Go Play in the Dirt!

Unveiling the therapeutic potential of soil: Elevating serotonin levels — and mood

By Sara Gleasman-DeSimone, guest columnist

As the blossoms of spring are here and represent the renewal of life, there’s a natural remedy waiting to be unearthed beneath your feet and that is dirt!

In an era dominated by urban landscapes and sanitized living, going back to our old friend the soil has therapeutic benefits, particularly the presence of Mycobacterium vaccae.

This is a nonpathogenic bacterium that has been gaining recognition. Exposing yourself to certain soil microbes can profoundly influence mood and well-being. So, as this season turns, let’s explore the rejuvenating effects of getting our hands dirty and embrace the soil.

The Serotonin Connection

Central to this discovery is serotonin, often referred to as the happy hormone for its role in regulating mood and emotional balance. Certainly, we can all use a dose of this at times. Studies illuminate the link between Mycobacterium vaccae, a common soil bacterium and serotonin production in the brain. Exposure to this microbe prompts the immune system to release cytokines, which, in turn, stimulate serotonin production and anti-inflammatory effects. This serotonin surge contributes to an overall sense of well-being and can mitigate feelings of stress and anxiety.

How it works

When we engage with soil, whether through gardening, hiking or simply embracing nature, we invite a microbial orchestra into our lives. Mycobacterium vaccae, among the many microbial players in soil, initiates a symphony of biological responses within our bodies. Upon exposure, our immune system springs into action, releasing cytokines to combat potential threats. Remarkably, these cytokines also act as messengers, signaling the brain to increase serotonin production. Thus, the simple act of getting dirty can trigger a cascade of biochemical events that uplift mood and promote mental health.

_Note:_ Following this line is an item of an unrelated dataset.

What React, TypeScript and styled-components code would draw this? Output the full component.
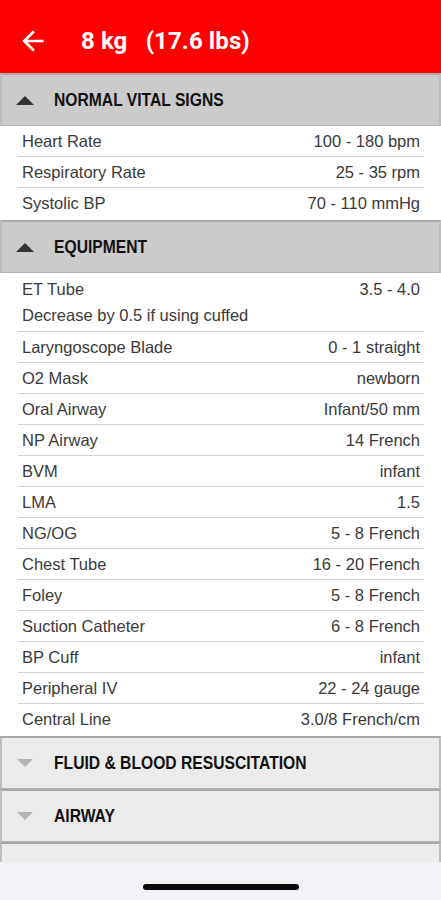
import React from 'react';
import styled, { createGlobalStyle } from 'styled-components';

const GlobalStyle = createGlobalStyle`
  html, body {
    margin: 0;
    padding: 0;
    background: #ffffff;
  }
  body {
    font-family: 'Liberation Sans', Arial, sans-serif;
  }
`;

interface Item {
  label: string;
  value: string;
  note?: string;
}

interface Section {
  title: string;
  open: boolean;
  items: Item[];
}

const sections: Section[] = [
  {
    title: 'NORMAL VITAL SIGNS',
    open: true,
    items: [
      { label: 'Heart Rate', value: '100 - 180 bpm' },
      { label: 'Respiratory Rate', value: '25 - 35 rpm' },
      { label: 'Systolic BP', value: '70 - 110 mmHg' },
    ],
  },
  {
    title: 'EQUIPMENT',
    open: true,
    items: [
      { label: 'ET Tube', value: '3.5 - 4.0', note: 'Decrease by 0.5 if using cuffed' },
      { label: 'Laryngoscope Blade', value: '0 - 1 straight' },
      { label: 'O2 Mask', value: 'newborn' },
      { label: 'Oral Airway', value: 'Infant/50 mm' },
      { label: 'NP Airway', value: '14 French' },
      { label: 'BVM', value: 'infant' },
      { label: 'LMA', value: '1.5' },
      { label: 'NG/OG', value: '5 - 8 French' },
      { label: 'Chest Tube', value: '16 - 20 French' },
      { label: 'Foley', value: '5 - 8 French' },
      { label: 'Suction Catheter', value: '6 - 8 French' },
      { label: 'BP Cuff', value: 'infant' },
      { label: 'Peripheral IV', value: '22 - 24 gauge' },
      { label: 'Central Line', value: '3.0/8 French/cm' },
    ],
  },
  { title: 'FLUID & BLOOD RESUSCITATION', open: false, items: [] },
  { title: 'AIRWAY', open: false, items: [] },
  { title: 'MEDICATIONS', open: false, items: [] },
];

const Screen = styled.div`
  width: 441px;
  height: 900px;
  display: flex;
  flex-direction: column;
  overflow: hidden;
  background: #ffffff;
`;

const AppBar = styled.header`
  height: 73px;
  box-sizing: border-box;
  flex-shrink: 0;
  background: #ff0000;
  display: flex;
  align-items: center;
  padding: 9px 0 0 17px;
  gap: 32px;
  color: #ffffff;
`;

const BackButton = styled.button`
  border: 0;
  background: none;
  padding: 0;
  width: 32px;
  height: 32px;
  display: flex;
  align-items: center;
  justify-content: center;
`;

const Title = styled.h1`
  margin: 0;
  font-family: Roboto, 'Liberation Sans', sans-serif;
  font-weight: 700;
  font-size: 24px;
  letter-spacing: 0.1px;
  white-space: pre;
`;

const Content = styled.main`
  flex: 1;
  overflow: hidden;
`;

const SectionHeader = styled.div<{ $open: boolean }>`
  height: 50px;
  display: flex;
  align-items: center;
  gap: 20px;
  padding-left: 14px;
  background: ${({ $open }) => ($open ? '#cbcbcb' : '#ebebeb')};
  border-top: 2px solid #a9a9a9;
  border-bottom: 1px solid #b4b4b4;
  border-left: 2px solid #bdbdbd;
  border-right: 2px solid #bdbdbd;
`;

const SectionTitle = styled.span`
  display: inline-block;
  font-family: 'Liberation Sans', Arial, sans-serif;
  font-weight: 700;
  font-size: 18px;
  color: #111111;
  transform: scaleX(0.87);
  transform-origin: left center;
  white-space: nowrap;
`;

const Caret = styled.svg`
  width: 18px;
  height: 9px;
  flex-shrink: 0;
`;

const List = styled.div`
  margin: 0 17px 0 18px;
  padding-bottom: 2px;
`;

const Row = styled.div`
  padding: 0 4px;
  border-bottom: 1px solid #d0d0d0;
  &:last-child {
    border-bottom: 0;
  }
`;

const RowLine = styled.div<{ $tall?: boolean }>`
  height: ${({ $tall }) => ($tall ? 32 : 30)}px;
  display: flex;
  align-items: center;
  justify-content: space-between;
  font-size: 16.5px;
  color: #3a3a3a;
`;

const Note = styled.div`
  height: 26px;
  line-height: 20px;
  font-size: 16.5px;
  color: #3a3a3a;
`;

const SystemBar = styled.div`
  height: 38px;
  flex-shrink: 0;
  background: #f0f2f5;
  display: flex;
  justify-content: center;
  padding-top: 22px;
  box-sizing: border-box;
`;

const HomeIndicator = styled.div`
  width: 156px;
  height: 6px;
  border-radius: 3px;
  background: #0a0a0a;
`;

const App = () => (
  <Screen>
    <GlobalStyle />
    <AppBar>
      <BackButton aria-label="Back">
        <svg width="32" height="32" viewBox="0 0 24 24">
          <path
            d="M20 11H7.83l5.59-5.59L12 4l-8 8 8 8 1.41-1.41L7.83 13H20v-2z"
            fill="#ffffff"
          />
        </svg>
      </BackButton>
      <Title>{'8 kg   (17.6 lbs)'}</Title>
    </AppBar>
    <Content>
      {sections.map((s) => (
        <section key={s.title}>
          <SectionHeader $open={s.open}>
            <Caret viewBox="0 0 18 9">
              {s.open ? (
                <path d="M0 9 L9 0 L18 9 Z" fill="#333333" />
              ) : (
                <path d="M1 0 L17 0 L9 8 Z" fill="#b3b3b3" />
              )}
            </Caret>
            <SectionTitle>{s.title}</SectionTitle>
          </SectionHeader>
          {s.open && (
            <List>
              {s.items.map((it) => (
                <Row key={it.label}>
                  <RowLine $tall={!!it.note}>
                    <span>{it.label}</span>
                    <span>{it.value}</span>
                  </RowLine>
                  {it.note && <Note>{it.note}</Note>}
                </Row>
              ))}
            </List>
          )}
        </section>
      ))}
    </Content>
    <SystemBar>
      <HomeIndicator />
    </SystemBar>
  </Screen>
);

export default App;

The science behind the smiles

Pioneering research led by Christopher Lowry, Ph. D., and his team at the University of Colorado Boulder, has unraveled the antidepressant properties of Mycobacterium vaccae. In a study, mice injected with Mycobacterium vaccae exhibited elevated serotonin levels and demonstrated reduced signs of anxiety compared to their control groups. These findings not only highlight the potential therapeutic benefits of soil microbes but also underscore the profound connection between nature and mental well-being. Building upon his work with Mycobacterium vaccae, Lowry has continued to explore the therapeutic potential of soil microbes in promoting mental well-being. In a notable study published in 2020, Lowry and his team investigated the antidepressant effects of Lactobacillus reuteri in post-traumatic stress disorder symptoms another probiotic organism found in soil. This study further underscored the profound connection between exposure to soil microbes and mental health, offering promising avenues for future research and therapeutic interventions.

Embracing nature therapy

Nature therapy, often called green therapy, advocates for the healing power of nature in promoting holistic well-being. Amidst the hustle and bustle of modern life, reconnecting with the natural world can offer solace and rejuvenation. Whether it’s cultivating a garden, embarking on wilderness adventures or simply basking in the serenity of a park to incorporate outdoor activities into a regular routine can nurture both body and soul.


Let’s not overlook the treasures concealed within the earth beneath us. Mycobacterium vaccae, a humble inhabitant of soil, offers a potent elixir for enhancing mood and fostering well-being. By embracing outdoor activities that bring us into contact with soil, we can harness the serotonin-boosting effects of this remarkable bacterium. So, as the seasons change this spring and nature awakens, let’s heed the invitation to play in the dirt and rediscover the joy of connecting with the earth!

Sara L. Gleasman-DeSimone, PhD, is an assistant professor at Le Moyne College, where she serves as director of graduate nursing.